Production has ~103,991 vendor records (per so_summary). At 4-7 DTX 2.0 records per vendor, this means ~400,000-700,000 records to create. Migration must be:
- Batched β process in chunks of 1,000 to avoid memory issues
- Transaction-wrapped β each batch in a transaction for rollback safety
- Resumable β track progress so a failed run can resume from last successful batch
=== DTX 1.0 Vendor Migration - Dry Run Report ===
Total vendors: ???
Unique customer_ids: ???
Customer IDs not in mapping: ??? (CRITICAL β these vendors can't be placed)
Status distribution: COMPLIANT: ???, NON-COMPLIANT: ???, ALERT: ???, etc.
Active distribution: yes: ???, no: ???
PHP email parse results:
- email field: ??? success, ??? failed
Name analysis:
- name == name1: ???
- name != name1: ???
- name1 is NULL: ???
Requirements/doc set references:
- Unique requirements_ids: ???
- Unique document_set_ids: ???
Issues flagged: ???
Ready to migrate: ???
| Scenario | Behavior |
|---|---|
customer_id not in mapping |
CRITICAL β log to issues, skip vendor (can't place without account) |
| PHP email parse fails | Log, skip email, continue with other fields |
| Missing required fields (name) | Log, skip record |
| Duplicate vendor within same account | Allow (dedup is post-migration) |
| File | Purpose |
|---|---|
vendor_id_mapping.csv |
old_vendor_id β new_entity_id β new_record_id β new_node_id β new_assignment_id |
migration_issues.csv |
All flagged records with issue description |
migration_report.txt |
Summary statistics |
compliance_snapshot.json |
Historical compliance status data (from vendor status fields) |
1. Validate prerequisites:
- Customer β Account ID mapping must exist and be verified
- Account hierarchy (Nodes) must exist
2. Dry-run validation report
3. For each vendor (batched, 1000 at a time):
a. Look up Account via customer_id mapping
b. Create Entity (name=name1, entity_type='record')
c. Create Record (FK to Entity, vendor-specific fields)
d. Create Node under Account's hierarchy tree
e. Create Assignment (Entity β Node)
f. Create Address (if address fields populated)
g. Create Contact + ContactEmail (if contact fields, parse PHP email)
h. Create EntityContact (link Contact β Entity)

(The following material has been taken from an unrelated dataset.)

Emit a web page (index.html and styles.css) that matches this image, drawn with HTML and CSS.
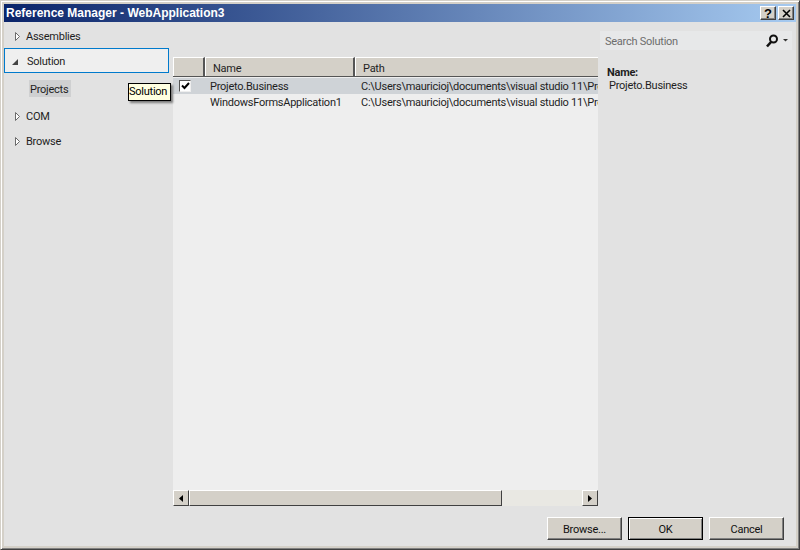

i. Store compliance status as JSON snapshot on Record
j. Record vendor_id β new IDs in mapping table
4. Migrate so_property β Account fields (Account Source, Industry Sector, Account Manager)
5. Verify:
- Count check against so_summary totals
- ID mapping completeness
- Spot-check vendor data against originals
| Depends On | What's Needed |
|---|---|
| Area 2: Customers/Accounts | Customer β Account ID mapping, Account hierarchy |
| Depended On By | For |
|---|---|
| Area 4: Certificates & Documents | Certificate/Document β vendor (via vendor_id mapping). Also: Area 4 creates RequirementsGroupMember to link each vendor's Assignment to its RequirementsGroup. |
| Area 5: Coverage | Coverage records β vendor |
| Area 6: Requirements | Requirements assignment β vendor (coi_risk_profile, document_risk_profile) |
| Area 7: Extraction/OCR | Extraction results β vendor's certificates |
| Area 8: Notifications | Notification state β vendor |
| # | Decision | Status | Approach |
|---|---|---|---|
| 1 | Vendor deduplication | Resolved | Don't deduplicate during migration. Migrate 1:1, merge later as separate project. |
| 2 | Compliance status fields | Resolved | Store as JSON snapshot on Record. DTX 2.0 recalculates from actual data. |
| 3 | vendor_coi_cache | Resolved | Don't migrate β computed cache, will be regenerated. |
| 4 | vendor_display_cache | Resolved | Don't migrate β computed cache, will be regenerated. |
| 5 | so_summary | Resolved | Don't migrate β use for post-migration count verification. |
| 6 | so_property | Resolved | Migrate to Account fields (account_source, industry_sector, account_manager). |
| 7 | vendor_audit | Resolved | Don't migrate β keep CSV archive. |
| 8 | vendor_create_time_audit | Resolved | Don't migrate β timestamps preserved in Entity/Record. |
| 9 | PHP serialized emails | Resolved | Parse with fallback + error logging (same as Area 2). |
| 10 | name vs name1 | Resolved | name1 β Entity.name, name β description/metadata, flag mismatches. |
| 11 | Notification/ping fields | Resolved | Drop β DTX 2.0 uses NotificationSchedule/Queue. |
| 12 | Requirements/doc set FKs | Deferred | Store as reference. Link after Area 6 (Requirements) migration. |
| 13 | Volume handling | Resolved | Batched (1000/batch), transaction-wrapped, resumable. |
After migration is verified, run vendor deduplication as a separate project:
| Phase | Action |
|---|---|
| 1. Analysis | Generate duplicate candidate report |
| 2. Auto-merge (high confidence) | Exact tax_id match, exact name + address match |
| 3. Review (medium confidence) | Fuzzy name match (>90%), name + city + state match |
| 4. Ignore (low confidence) | Leave as separate entities |
Merge operation: Keep one Entity, reassign all Assignments/Nodes to the surviving Entity, archive the duplicates.